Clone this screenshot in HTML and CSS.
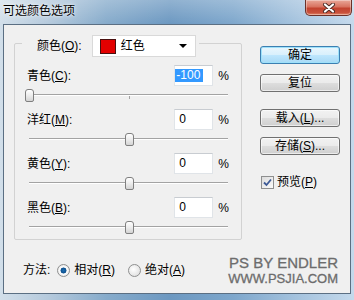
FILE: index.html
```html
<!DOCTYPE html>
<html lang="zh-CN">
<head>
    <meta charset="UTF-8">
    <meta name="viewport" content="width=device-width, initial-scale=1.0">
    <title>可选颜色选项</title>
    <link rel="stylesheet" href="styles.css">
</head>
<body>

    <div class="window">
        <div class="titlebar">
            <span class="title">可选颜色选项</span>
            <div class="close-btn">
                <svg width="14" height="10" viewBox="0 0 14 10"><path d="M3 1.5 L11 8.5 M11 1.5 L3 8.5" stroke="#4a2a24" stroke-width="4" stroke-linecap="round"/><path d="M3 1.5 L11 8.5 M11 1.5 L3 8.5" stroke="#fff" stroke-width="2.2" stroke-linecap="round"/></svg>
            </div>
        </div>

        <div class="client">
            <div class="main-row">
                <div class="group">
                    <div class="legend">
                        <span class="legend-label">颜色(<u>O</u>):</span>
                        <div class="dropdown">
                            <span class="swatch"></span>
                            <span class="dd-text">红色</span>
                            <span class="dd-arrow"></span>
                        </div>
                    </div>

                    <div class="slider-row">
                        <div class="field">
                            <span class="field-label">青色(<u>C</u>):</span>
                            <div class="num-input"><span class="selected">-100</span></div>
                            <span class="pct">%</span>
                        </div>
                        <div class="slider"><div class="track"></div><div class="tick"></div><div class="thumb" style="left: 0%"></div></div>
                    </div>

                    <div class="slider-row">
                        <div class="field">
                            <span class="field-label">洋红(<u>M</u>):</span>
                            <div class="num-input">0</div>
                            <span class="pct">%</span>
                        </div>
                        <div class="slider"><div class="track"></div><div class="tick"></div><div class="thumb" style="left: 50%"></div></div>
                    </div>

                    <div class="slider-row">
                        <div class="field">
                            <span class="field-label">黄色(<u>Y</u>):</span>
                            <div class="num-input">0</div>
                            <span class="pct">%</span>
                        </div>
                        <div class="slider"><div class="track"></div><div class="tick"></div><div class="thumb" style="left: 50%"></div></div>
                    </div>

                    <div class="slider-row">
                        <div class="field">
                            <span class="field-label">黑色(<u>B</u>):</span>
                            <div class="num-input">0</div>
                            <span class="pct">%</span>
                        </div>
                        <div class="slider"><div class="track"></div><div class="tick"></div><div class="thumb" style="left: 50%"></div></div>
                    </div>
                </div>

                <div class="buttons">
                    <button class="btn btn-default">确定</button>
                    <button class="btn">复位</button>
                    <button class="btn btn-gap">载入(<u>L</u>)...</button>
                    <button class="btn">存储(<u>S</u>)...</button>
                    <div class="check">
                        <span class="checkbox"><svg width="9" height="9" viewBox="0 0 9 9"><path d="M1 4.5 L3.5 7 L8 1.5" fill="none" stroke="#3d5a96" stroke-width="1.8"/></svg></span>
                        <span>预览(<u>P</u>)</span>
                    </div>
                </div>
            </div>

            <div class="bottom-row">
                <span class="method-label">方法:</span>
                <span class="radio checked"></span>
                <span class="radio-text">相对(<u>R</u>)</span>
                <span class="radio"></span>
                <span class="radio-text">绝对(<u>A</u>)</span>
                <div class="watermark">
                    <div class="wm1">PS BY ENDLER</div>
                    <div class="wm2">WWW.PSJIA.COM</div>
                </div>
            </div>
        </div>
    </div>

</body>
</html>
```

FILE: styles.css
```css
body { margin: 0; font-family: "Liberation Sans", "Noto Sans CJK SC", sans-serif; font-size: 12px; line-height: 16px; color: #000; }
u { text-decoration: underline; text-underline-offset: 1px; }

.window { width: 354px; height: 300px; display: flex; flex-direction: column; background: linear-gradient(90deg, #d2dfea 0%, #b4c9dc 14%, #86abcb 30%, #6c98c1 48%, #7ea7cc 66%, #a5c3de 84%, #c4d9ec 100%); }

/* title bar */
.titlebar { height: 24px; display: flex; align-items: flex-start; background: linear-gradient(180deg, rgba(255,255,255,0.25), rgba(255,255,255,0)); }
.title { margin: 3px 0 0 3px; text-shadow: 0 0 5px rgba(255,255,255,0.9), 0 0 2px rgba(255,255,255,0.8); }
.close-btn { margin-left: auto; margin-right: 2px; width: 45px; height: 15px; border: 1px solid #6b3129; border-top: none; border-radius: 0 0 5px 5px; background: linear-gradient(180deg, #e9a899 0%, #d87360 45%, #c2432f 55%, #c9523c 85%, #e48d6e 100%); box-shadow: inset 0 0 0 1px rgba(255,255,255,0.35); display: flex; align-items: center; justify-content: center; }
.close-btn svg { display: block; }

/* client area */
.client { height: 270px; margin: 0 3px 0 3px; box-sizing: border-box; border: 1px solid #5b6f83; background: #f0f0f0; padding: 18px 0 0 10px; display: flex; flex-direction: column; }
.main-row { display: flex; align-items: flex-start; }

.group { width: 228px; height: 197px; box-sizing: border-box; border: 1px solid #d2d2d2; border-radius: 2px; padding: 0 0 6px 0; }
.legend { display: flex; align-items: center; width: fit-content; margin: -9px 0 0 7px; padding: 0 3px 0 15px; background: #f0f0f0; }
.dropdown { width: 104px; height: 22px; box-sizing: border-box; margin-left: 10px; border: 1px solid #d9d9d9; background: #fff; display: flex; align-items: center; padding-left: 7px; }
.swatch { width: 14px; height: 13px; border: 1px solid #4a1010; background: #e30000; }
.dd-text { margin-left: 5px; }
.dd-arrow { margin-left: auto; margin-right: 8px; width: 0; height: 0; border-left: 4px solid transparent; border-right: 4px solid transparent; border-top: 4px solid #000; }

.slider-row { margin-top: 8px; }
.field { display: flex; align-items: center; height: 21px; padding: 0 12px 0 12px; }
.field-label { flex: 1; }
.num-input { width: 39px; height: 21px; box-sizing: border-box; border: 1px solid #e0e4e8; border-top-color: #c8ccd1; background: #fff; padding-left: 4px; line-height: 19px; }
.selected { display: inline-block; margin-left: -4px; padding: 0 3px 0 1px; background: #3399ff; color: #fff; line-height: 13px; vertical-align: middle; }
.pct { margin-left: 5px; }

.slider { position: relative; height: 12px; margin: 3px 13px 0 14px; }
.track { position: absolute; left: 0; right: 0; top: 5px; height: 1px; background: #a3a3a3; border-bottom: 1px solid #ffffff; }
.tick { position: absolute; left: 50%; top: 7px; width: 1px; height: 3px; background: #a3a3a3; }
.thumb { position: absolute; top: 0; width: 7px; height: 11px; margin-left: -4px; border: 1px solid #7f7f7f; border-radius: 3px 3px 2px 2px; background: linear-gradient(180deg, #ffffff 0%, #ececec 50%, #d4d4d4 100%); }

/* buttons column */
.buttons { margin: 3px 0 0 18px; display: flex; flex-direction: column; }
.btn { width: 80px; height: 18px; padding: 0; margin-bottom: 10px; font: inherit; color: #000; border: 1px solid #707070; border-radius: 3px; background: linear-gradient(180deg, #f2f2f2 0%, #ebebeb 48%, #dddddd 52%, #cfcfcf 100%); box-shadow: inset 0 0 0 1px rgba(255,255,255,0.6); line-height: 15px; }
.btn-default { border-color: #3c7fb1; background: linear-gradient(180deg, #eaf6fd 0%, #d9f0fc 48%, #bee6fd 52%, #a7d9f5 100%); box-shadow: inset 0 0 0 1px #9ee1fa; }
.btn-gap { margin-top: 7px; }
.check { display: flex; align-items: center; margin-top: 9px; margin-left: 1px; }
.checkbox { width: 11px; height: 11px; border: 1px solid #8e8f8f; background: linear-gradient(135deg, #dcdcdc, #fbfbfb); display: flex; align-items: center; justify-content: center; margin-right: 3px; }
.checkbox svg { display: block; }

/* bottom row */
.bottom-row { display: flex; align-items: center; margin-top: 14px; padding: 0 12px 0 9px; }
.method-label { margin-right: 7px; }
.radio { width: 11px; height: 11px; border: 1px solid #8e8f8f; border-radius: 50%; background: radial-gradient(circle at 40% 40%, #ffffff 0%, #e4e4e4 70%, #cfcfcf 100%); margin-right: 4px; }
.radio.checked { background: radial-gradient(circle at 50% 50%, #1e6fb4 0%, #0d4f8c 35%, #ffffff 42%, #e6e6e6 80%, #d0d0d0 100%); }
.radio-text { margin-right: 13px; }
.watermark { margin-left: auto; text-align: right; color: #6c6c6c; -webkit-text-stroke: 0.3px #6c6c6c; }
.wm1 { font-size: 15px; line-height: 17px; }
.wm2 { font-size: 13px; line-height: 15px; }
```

---

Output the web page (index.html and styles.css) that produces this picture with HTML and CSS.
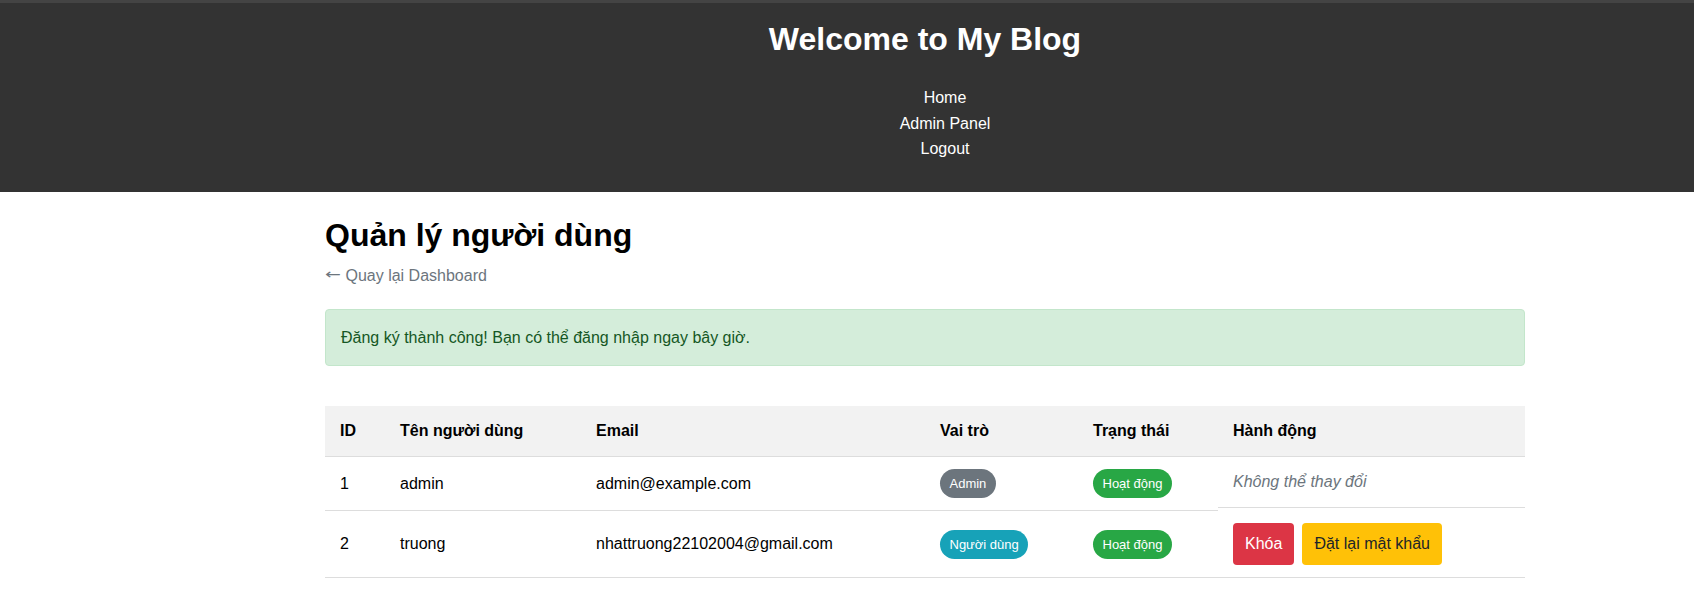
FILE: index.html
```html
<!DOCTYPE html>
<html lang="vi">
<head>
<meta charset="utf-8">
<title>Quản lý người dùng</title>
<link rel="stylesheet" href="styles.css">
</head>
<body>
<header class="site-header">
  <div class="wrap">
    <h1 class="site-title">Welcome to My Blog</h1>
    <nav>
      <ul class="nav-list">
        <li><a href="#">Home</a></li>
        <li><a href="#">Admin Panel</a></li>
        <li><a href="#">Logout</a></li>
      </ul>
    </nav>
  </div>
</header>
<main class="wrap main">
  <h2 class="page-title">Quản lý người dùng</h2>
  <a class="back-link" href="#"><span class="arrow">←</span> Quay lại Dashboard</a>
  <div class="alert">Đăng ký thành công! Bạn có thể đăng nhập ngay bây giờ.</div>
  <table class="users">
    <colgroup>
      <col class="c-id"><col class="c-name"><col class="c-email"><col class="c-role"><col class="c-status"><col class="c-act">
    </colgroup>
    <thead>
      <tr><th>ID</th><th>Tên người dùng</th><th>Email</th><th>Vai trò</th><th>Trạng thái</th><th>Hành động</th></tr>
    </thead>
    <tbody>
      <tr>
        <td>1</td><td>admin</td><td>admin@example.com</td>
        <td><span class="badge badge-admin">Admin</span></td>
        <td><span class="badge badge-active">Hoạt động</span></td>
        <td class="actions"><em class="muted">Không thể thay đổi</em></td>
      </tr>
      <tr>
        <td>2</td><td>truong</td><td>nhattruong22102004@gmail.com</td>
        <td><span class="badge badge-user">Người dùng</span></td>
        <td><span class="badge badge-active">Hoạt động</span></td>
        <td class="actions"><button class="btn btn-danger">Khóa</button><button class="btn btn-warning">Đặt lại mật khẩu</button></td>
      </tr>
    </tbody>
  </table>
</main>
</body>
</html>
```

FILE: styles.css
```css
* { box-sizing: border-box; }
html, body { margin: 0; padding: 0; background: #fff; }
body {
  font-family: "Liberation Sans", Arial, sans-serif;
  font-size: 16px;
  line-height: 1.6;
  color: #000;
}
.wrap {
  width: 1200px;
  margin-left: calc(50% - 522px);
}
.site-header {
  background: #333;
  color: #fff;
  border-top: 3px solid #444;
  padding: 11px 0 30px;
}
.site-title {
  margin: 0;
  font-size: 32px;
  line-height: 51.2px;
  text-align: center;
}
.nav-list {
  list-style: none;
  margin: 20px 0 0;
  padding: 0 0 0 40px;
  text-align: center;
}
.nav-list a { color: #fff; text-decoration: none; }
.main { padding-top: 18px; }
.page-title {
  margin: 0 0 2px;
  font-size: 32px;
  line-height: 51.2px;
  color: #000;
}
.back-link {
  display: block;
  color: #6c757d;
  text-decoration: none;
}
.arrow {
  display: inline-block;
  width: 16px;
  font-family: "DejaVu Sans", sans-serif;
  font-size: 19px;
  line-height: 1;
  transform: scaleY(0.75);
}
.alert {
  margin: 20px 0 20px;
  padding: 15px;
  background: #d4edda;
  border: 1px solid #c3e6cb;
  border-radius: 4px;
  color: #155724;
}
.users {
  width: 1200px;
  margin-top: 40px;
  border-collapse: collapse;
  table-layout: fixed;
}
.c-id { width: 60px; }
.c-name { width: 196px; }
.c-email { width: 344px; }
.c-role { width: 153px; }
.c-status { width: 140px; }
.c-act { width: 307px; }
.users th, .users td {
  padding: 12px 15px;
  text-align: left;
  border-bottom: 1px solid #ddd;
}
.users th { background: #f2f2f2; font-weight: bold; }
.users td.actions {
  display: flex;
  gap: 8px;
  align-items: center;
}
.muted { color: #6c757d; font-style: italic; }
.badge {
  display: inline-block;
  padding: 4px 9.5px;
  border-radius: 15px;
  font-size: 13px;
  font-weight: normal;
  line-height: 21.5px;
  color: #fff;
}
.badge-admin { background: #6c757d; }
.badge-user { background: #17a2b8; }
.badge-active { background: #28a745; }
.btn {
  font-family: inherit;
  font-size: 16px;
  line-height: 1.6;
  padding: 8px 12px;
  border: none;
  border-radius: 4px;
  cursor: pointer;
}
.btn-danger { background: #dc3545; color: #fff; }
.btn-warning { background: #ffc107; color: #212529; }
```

==

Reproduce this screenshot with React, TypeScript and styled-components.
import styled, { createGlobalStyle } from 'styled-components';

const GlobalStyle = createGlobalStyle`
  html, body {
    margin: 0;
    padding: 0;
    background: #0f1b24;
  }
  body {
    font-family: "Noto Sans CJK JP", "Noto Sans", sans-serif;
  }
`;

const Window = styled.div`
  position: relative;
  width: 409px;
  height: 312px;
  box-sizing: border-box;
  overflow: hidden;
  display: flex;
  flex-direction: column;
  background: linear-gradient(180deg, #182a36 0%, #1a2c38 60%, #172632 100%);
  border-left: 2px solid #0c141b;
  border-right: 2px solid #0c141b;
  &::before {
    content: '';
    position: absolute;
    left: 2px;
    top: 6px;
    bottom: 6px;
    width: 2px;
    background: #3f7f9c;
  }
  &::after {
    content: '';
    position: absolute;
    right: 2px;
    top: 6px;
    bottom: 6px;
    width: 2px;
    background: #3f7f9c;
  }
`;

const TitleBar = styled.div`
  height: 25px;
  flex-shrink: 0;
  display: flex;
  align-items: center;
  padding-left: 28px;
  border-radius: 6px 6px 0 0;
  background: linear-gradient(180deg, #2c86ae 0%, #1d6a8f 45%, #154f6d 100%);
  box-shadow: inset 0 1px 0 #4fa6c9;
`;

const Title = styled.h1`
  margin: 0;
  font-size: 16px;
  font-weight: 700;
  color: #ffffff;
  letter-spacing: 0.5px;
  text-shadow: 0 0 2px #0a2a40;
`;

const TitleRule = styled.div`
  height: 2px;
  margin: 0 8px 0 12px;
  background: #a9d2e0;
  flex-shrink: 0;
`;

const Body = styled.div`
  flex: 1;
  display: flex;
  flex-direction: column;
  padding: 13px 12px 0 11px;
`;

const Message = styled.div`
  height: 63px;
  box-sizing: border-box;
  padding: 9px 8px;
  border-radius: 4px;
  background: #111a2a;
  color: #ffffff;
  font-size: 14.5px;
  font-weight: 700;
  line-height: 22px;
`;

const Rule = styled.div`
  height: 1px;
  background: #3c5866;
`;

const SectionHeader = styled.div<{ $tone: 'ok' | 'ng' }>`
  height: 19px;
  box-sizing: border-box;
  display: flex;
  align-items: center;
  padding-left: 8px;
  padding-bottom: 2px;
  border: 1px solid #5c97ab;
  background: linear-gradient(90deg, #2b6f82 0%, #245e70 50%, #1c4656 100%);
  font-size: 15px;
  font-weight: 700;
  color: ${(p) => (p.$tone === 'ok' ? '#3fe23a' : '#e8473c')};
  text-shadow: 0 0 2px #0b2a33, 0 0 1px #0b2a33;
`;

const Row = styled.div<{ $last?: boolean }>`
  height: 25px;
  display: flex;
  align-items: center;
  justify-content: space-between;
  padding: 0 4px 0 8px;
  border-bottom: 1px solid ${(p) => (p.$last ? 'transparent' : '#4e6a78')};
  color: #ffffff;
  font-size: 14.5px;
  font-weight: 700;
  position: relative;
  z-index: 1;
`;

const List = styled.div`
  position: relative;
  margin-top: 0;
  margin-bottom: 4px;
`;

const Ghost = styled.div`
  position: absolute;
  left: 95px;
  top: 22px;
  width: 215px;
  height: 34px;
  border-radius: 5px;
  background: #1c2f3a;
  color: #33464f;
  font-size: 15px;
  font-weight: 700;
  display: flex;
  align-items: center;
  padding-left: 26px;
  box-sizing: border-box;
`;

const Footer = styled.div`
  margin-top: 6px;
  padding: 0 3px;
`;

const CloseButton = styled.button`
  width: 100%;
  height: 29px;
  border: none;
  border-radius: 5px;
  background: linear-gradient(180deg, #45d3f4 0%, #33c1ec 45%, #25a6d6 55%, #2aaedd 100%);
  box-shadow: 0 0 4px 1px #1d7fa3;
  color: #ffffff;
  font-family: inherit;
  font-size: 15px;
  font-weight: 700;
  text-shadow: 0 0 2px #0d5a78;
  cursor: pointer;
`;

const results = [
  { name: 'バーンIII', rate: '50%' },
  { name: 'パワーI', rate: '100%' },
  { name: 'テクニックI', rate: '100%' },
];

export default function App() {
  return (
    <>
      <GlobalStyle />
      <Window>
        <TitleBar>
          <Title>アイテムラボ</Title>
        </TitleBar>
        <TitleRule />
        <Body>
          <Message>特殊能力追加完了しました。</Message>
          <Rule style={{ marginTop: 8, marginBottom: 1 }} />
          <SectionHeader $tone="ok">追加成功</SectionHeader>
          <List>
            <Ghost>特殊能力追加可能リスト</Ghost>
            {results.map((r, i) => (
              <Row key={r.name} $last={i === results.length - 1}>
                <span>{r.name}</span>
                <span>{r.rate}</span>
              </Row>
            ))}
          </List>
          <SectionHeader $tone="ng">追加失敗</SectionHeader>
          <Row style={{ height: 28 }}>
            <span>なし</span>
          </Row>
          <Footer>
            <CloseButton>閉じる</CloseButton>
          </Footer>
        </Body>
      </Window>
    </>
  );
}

◆ **Task prompt**
Search the entries for the word "with" and gather every line where it appears.

◆ **Solution to the exercise**
Output the web page (index.html and styles.css) that produces this picture with HTML and CSS.
Reproduce this screenshot with React, TypeScript and styled-components.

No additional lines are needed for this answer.